OBJECTIVE: Look through the data below. Pick out the lines holding the string "this".

^^^^^^^^

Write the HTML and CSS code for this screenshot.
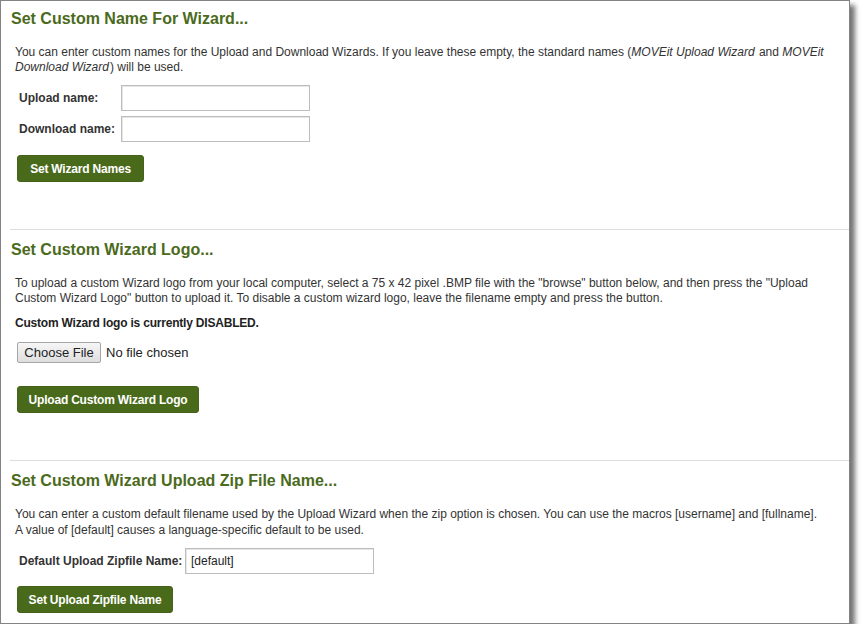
FILE: index.html
```html
<!DOCTYPE html>
<html>
<head>
<meta charset="utf-8">
<link rel="stylesheet" href="styles.css">
</head>
<body>
<div class="frame">
  <section class="section s1">
    <h2 class="title">Set Custom Name For Wizard...</h2>
    <p class="desc">You can enter custom names for the Upload and Download Wizards. If you leave these empty, the standard names (<i>MOVEit Upload Wizard</i> and <i>MOVEit Download Wizard</i>) will be used.</p>
    <div class="form-grid">
      <label class="lbl">Upload name:</label>
      <input class="txt" type="text">
      <label class="lbl">Download name:</label>
      <input class="txt" type="text">
    </div>
    <button class="btn btn-names">Set Wizard Names</button>
  </section>
  <section class="section s2">
    <h2 class="title">Set Custom Wizard Logo...</h2>
    <p class="desc">To upload a custom Wizard logo from your local computer, select a 75 x 42 pixel .BMP file with the "browse" button below, and then press the "Upload Custom Wizard Logo" button to upload it. To disable a custom wizard logo, leave the filename empty and press the button.</p>
    <p class="status">Custom Wizard logo is currently DISABLED.</p>
    <div class="file-row">
      <span class="file-btn">Choose File</span>
      <span class="file-name">No file chosen</span>
    </div>
    <button class="btn btn-logo">Upload Custom Wizard Logo</button>
  </section>
  <section class="section s3">
    <h2 class="title">Set Custom Wizard Upload Zip File Name...</h2>
    <p class="desc">You can enter a custom default filename used by the Upload Wizard when the zip option is chosen. You can use the macros [username] and [fullname]. A value of [default] causes a language-specific default to be used.</p>
    <div class="zip-row">
      <label class="lbl">Default Upload Zipfile Name:</label>
      <input class="txt" type="text" value="[default]">
    </div>
    <button class="btn btn-zip">Set Upload Zipfile Name</button>
  </section>
</div>
</body>
</html>
```

FILE: styles.css
```css
html, body {
  margin: 0;
  padding: 0;
  background: #ffffff;
}
body {
  font-family: "Liberation Sans", Arial, sans-serif;
  color: #333333;
}
.frame {
  width: 848px;
  height: 622px;
  border: 1px solid #838383;
  background: #ffffff;
  box-shadow: 5px 5px 5px rgba(0, 0, 0, 0.55);
  overflow: hidden;
}
.section {
  margin-left: 9px;
}
.section + .section {
  border-top: 1px solid #dddddd;
}
.title {
  margin: 0 0 0 1px;
  font-size: 16px;
  line-height: 18px;
  font-weight: bold;
  color: #4b6a1c;
}
.s1 .title { padding-top: 9px; }
.s2 .title { padding-top: 11px; }
.s3 .title { padding-top: 11px; }
.desc {
  margin: 17px 24px 0 5px;
  font-size: 12px;
  line-height: 15px;
  color: #333333;
}
.s3 .desc { margin-top: 16px; line-height: 16px; }
.desc i { font-style: italic; padding-right: 1px; }
.form-grid {
  display: grid;
  grid-template-columns: 102px 189px;
  row-gap: 5px;
  align-items: center;
  margin: 10px 0 0 9px;
}
.lbl {
  font-size: 12px;
  font-weight: bold;
  color: #333333;
}
.txt {
  box-sizing: border-box;
  height: 26px;
  width: 189px;
  margin: 0;
  padding: 2px 5px;
  border: 1px solid #bdbdbd;
  box-shadow: inset 1px 1px 0 #e6e6e6;
  font-family: "Liberation Sans", Arial, sans-serif;
  font-size: 12px;
  color: #222222;
  background: #ffffff;
}
.btn {
  display: block;
  box-sizing: border-box;
  height: 27px;
  padding: 0 10px;
  border: 1px solid #44621a;
  border-radius: 3px;
  background: #4a6a1b;
  color: #ffffff;
  font-family: "Liberation Sans", Arial, sans-serif;
  font-size: 12px;
  font-weight: bold;
  letter-spacing: -0.2px;
}
.btn-names { width: 127px; margin: 13px 0 47px 7px; }
.status {
  margin: 10px 0 0 5px;
  font-size: 12px;
  line-height: 15px;
  font-weight: bold;
  letter-spacing: -0.2px;
  color: #222222;
}
.file-row {
  display: flex;
  align-items: center;
  gap: 5px;
  margin: 11px 0 0 7px;
}
.file-btn {
  box-sizing: border-box;
  height: 21px;
  width: 84px;
  display: flex;
  align-items: center;
  justify-content: center;
  border: 1px solid #a6a6a6;
  border-radius: 2px;
  background: linear-gradient(#f6f6f6, #dedede);
  font-size: 13px;
  color: #222222;
}
.file-name {
  font-size: 13px;
  color: #222222;
}
.btn-logo { width: 182px; margin: 23px 0 47px 7px; }
.zip-row {
  display: flex;
  align-items: center;
  margin: 10px 0 0 9px;
}
.zip-row .lbl { width: 166px; }
.zip-row .txt { height: 26px; }
.btn-zip { width: 156px; margin: 12px 0 0 7px; }
```
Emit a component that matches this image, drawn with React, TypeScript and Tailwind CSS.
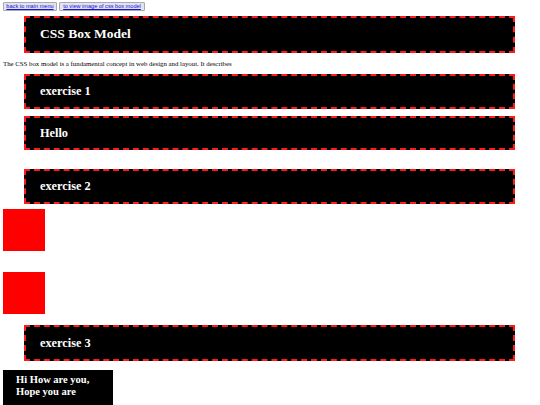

^^^^^^^^

CORRECT ANSWER:
Write the HTML and CSS code for this screenshot.
Emit a component that matches this image, drawn with React, TypeScript and Tailwind CSS.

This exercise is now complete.